Os tribunais só são superiores em razão das possibilidades de recurso, mas cada juiz no seu tribunal, seja de 1.ª instância, Relação ou Supremo, exerce a mesma função de soberania: a administração da justiça.
Aliás, note-se que o artigo 105.º sobre os órgãos de soberania não sofre qualquer alteração. Nos termos desse preceito, os órgãos de soberania são: o Presidente da República, a Assembleia Nacional e os Tribunais, nem mais, nem menos. E dentro destes não há distinções. Os juízes assumem a titularidade dos tribunais. Eles não são o órgão de soberania Tribunal, mas presidem ao mesmo. Em cada tribunal, o juiz é o titular da soberania, porque é ele que administra a justiça.
As distinções que a proposta constitucional realiza no n.º 6 do artigo 176.º vão contra a natureza atómica, independente e imparcial de cada um dos juízes, e por isso devem ser liminarmente repudiadas.
Por sua vez, misturar o Conselho Superior de Magistratura com os órgãos de soberania, como se faz no n.º 7 do mesmo artigo, tornando-o o representante do poder judicial, não tem sentido. O Conselho Superior de Magistratura é um mero órgão superior de gestão e disciplina da magistratura judicial (artigo 184.º, n.º 1 da CRA), não administrando justiça e não exercendo uma função soberana. Aliás, não faz parte dos órgãos de soberania. Consequentemente, não deve ser misturado com os tribunais. O Conselho Superior da Magistratura é um órgão administrativo, não é um órgão soberano, não deve ter a representação dos tribunais. Mais uma vez, estamos perante uma ameaça à independência e imparcialidade de cada tribunal em concreto.

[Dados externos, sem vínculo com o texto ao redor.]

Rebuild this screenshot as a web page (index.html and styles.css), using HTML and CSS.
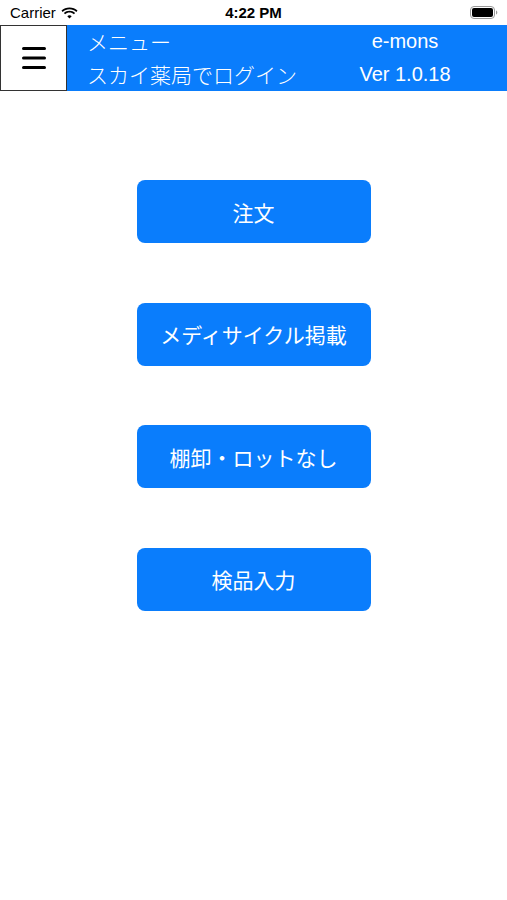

Concordamos que deveria existir uma revisão constitucional acerca do poder judicial. Aliás, um dos temas deveria ser a possibilidade de introduzir tribunais com competência exclusiva para julgamento dos crimes de corrupção e conexos. Não repugna conceder maior dignidade ao Tribunal Supremo.
Contudo, as soluções a encontrar não devem abrir as portas a conceitos estranhos à independência individual de cada tribunal nem à preeminência de um órgão administrativo como é o Conselho Superior da Magistratura. A proposta de revisão constitucional referente ao poder judicial deve ser urgentemente… revista.